===== STORED DATA
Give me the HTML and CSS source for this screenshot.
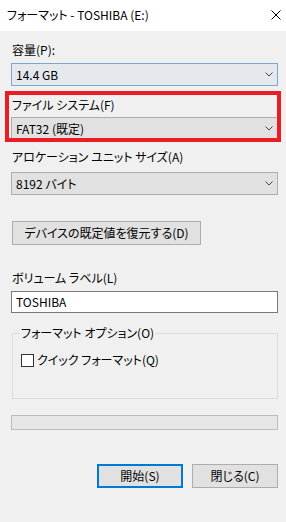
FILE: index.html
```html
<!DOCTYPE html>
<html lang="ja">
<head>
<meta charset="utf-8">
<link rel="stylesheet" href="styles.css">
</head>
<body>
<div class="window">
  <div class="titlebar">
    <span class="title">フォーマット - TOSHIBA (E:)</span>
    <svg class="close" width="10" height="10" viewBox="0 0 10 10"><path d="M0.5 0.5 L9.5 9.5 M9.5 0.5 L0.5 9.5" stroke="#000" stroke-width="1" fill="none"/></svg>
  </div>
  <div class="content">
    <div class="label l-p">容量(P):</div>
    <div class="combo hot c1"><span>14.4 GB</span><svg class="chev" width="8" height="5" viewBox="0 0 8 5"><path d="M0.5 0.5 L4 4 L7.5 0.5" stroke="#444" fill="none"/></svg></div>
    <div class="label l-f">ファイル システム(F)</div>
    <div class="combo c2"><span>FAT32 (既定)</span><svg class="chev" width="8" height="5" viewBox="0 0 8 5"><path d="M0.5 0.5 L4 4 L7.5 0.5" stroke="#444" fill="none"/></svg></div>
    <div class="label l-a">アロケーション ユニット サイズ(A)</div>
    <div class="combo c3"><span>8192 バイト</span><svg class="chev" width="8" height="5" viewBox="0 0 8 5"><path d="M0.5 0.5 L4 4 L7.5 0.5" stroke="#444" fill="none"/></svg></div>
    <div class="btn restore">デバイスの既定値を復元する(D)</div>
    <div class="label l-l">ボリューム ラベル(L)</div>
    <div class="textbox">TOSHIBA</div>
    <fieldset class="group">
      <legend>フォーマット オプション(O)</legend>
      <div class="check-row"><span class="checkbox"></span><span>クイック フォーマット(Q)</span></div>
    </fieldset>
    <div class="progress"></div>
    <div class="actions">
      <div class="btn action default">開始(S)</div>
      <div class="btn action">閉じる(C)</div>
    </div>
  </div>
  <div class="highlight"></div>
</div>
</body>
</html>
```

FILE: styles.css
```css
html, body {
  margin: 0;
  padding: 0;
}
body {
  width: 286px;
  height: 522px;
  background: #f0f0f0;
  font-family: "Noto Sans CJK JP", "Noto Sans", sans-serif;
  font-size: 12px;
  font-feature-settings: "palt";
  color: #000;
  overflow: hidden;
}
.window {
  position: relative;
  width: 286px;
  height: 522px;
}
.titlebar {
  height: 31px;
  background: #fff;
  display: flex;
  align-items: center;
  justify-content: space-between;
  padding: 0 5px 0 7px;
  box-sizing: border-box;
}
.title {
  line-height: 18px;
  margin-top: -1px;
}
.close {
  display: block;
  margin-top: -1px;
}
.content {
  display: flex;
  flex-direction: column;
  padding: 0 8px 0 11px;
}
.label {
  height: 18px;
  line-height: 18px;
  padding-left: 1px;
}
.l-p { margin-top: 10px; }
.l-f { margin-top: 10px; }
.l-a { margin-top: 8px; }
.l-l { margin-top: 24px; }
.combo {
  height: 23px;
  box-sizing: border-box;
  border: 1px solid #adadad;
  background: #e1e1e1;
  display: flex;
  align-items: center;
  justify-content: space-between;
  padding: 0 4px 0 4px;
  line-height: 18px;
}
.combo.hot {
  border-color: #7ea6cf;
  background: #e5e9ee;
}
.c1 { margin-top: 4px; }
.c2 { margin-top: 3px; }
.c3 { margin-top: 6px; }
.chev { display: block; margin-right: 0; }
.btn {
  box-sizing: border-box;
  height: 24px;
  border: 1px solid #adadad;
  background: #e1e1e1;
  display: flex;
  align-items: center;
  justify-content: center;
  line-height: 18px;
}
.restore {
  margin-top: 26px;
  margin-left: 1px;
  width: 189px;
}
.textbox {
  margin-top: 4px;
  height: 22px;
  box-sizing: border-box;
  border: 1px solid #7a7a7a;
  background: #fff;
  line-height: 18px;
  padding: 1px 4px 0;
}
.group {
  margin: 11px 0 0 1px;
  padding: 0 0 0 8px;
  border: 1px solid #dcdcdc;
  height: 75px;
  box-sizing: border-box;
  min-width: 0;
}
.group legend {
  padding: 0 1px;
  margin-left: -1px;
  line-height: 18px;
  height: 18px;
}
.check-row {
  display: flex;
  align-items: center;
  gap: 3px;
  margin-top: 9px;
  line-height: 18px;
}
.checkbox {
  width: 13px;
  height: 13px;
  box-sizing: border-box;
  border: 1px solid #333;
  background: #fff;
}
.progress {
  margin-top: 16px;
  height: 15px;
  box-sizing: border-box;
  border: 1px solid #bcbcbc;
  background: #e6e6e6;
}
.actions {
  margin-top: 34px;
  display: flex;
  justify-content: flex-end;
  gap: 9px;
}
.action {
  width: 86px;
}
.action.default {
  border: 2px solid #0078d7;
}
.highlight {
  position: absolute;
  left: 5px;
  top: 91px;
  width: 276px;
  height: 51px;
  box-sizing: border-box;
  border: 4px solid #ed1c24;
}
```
==========
• _EXERCISE_: Except for the pictures, print the data above exactly.

• _RESPONSE FOR THIS EXERCISE_:
Give me the HTML and CSS source for this screenshot.
FILE: index.html
```html
<!DOCTYPE html>
<html lang="ja">
<head>
<meta charset="utf-8">
<link rel="stylesheet" href="styles.css">
</head>
<body>
<div class="window">
  <div class="titlebar">
    <span class="title">フォーマット - TOSHIBA (E:)</span>
    <svg class="close" width="10" height="10" viewBox="0 0 10 10"><path d="M0.5 0.5 L9.5 9.5 M9.5 0.5 L0.5 9.5" stroke="#000" stroke-width="1" fill="none"/></svg>
  </div>
  <div class="content">
    <div class="label l-p">容量(P):</div>
    <div class="combo hot c1"><span>14.4 GB</span><svg class="chev" width="8" height="5" viewBox="0 0 8 5"><path d="M0.5 0.5 L4 4 L7.5 0.5" stroke="#444" fill="none"/></svg></div>
    <div class="label l-f">ファイル システム(F)</div>
    <div class="combo c2"><span>FAT32 (既定)</span><svg class="chev" width="8" height="5" viewBox="0 0 8 5"><path d="M0.5 0.5 L4 4 L7.5 0.5" stroke="#444" fill="none"/></svg></div>
    <div class="label l-a">アロケーション ユニット サイズ(A)</div>
    <div class="combo c3"><span>8192 バイト</span><svg class="chev" width="8" height="5" viewBox="0 0 8 5"><path d="M0.5 0.5 L4 4 L7.5 0.5" stroke="#444" fill="none"/></svg></div>
    <div class="btn restore">デバイスの既定値を復元する(D)</div>
    <div class="label l-l">ボリューム ラベル(L)</div>
    <div class="textbox">TOSHIBA</div>
    <fieldset class="group">
      <legend>フォーマット オプション(O)</legend>
      <div class="check-row"><span class="checkbox"></span><span>クイック フォーマット(Q)</span></div>
    </fieldset>
    <div class="progress"></div>
    <div class="actions">
      <div class="btn action default">開始(S)</div>
      <div class="btn action">閉じる(C)</div>
    </div>
  </div>
  <div class="highlight"></div>
</div>
</body>
</html>
```

FILE: styles.css
```css
html, body {
  margin: 0;
  padding: 0;
}
body {
  width: 286px;
  height: 522px;
  background: #f0f0f0;
  font-family: "Noto Sans CJK JP", "Noto Sans", sans-serif;
  font-size: 12px;
  font-feature-settings: "palt";
  color: #000;
  overflow: hidden;
}
.window {
  position: relative;
  width: 286px;
  height: 522px;
}
.titlebar {
  height: 31px;
  background: #fff;
  display: flex;
  align-items: center;
  justify-content: space-between;
  padding: 0 5px 0 7px;
  box-sizing: border-box;
}
.title {
  line-height: 18px;
  margin-top: -1px;
}
.close {
  display: block;
  margin-top: -1px;
}
.content {
  display: flex;
  flex-direction: column;
  padding: 0 8px 0 11px;
}
.label {
  height: 18px;
  line-height: 18px;
  padding-left: 1px;
}
.l-p { margin-top: 10px; }
.l-f { margin-top: 10px; }
.l-a { margin-top: 8px; }
.l-l { margin-top: 24px; }
.combo {
  height: 23px;
  box-sizing: border-box;
  border: 1px solid #adadad;
  background: #e1e1e1;
  display: flex;
  align-items: center;
  justify-content: space-between;
  padding: 0 4px 0 4px;
  line-height: 18px;
}
.combo.hot {
  border-color: #7ea6cf;
  background: #e5e9ee;
}
.c1 { margin-top: 4px; }
.c2 { margin-top: 3px; }
.c3 { margin-top: 6px; }
.chev { display: block; margin-right: 0; }
.btn {
  box-sizing: border-box;
  height: 24px;
  border: 1px solid #adadad;
  background: #e1e1e1;
  display: flex;
  align-items: center;
  justify-content: center;
  line-height: 18px;
}
.restore {
  margin-top: 26px;
  margin-left: 1px;
  width: 189px;
}
.textbox {
  margin-top: 4px;
  height: 22px;
  box-sizing: border-box;
  border: 1px solid #7a7a7a;
  background: #fff;
  line-height: 18px;
  padding: 1px 4px 0;
}
.group {
  margin: 11px 0 0 1px;
  padding: 0 0 0 8px;
  border: 1px solid #dcdcdc;
  height: 75px;
  box-sizing: border-box;
  min-width: 0;
}
.group legend {
  padding: 0 1px;
  margin-left: -1px;
  line-height: 18px;
  height: 18px;
}
.check-row {
  display: flex;
  align-items: center;
  gap: 3px;
  margin-top: 9px;
  line-height: 18px;
}
.checkbox {
  width: 13px;
  height: 13px;
  box-sizing: border-box;
  border: 1px solid #333;
  background: #fff;
}
.progress {
  margin-top: 16px;
  height: 15px;
  box-sizing: border-box;
  border: 1px solid #bcbcbc;
  background: #e6e6e6;
}
.actions {
  margin-top: 34px;
  display: flex;
  justify-content: flex-end;
  gap: 9px;
}
.action {
  width: 86px;
}
.action.default {
  border: 2px solid #0078d7;
}
.highlight {
  position: absolute;
  left: 5px;
  top: 91px;
  width: 276px;
  height: 51px;
  box-sizing: border-box;
  border: 4px solid #ed1c24;
}
```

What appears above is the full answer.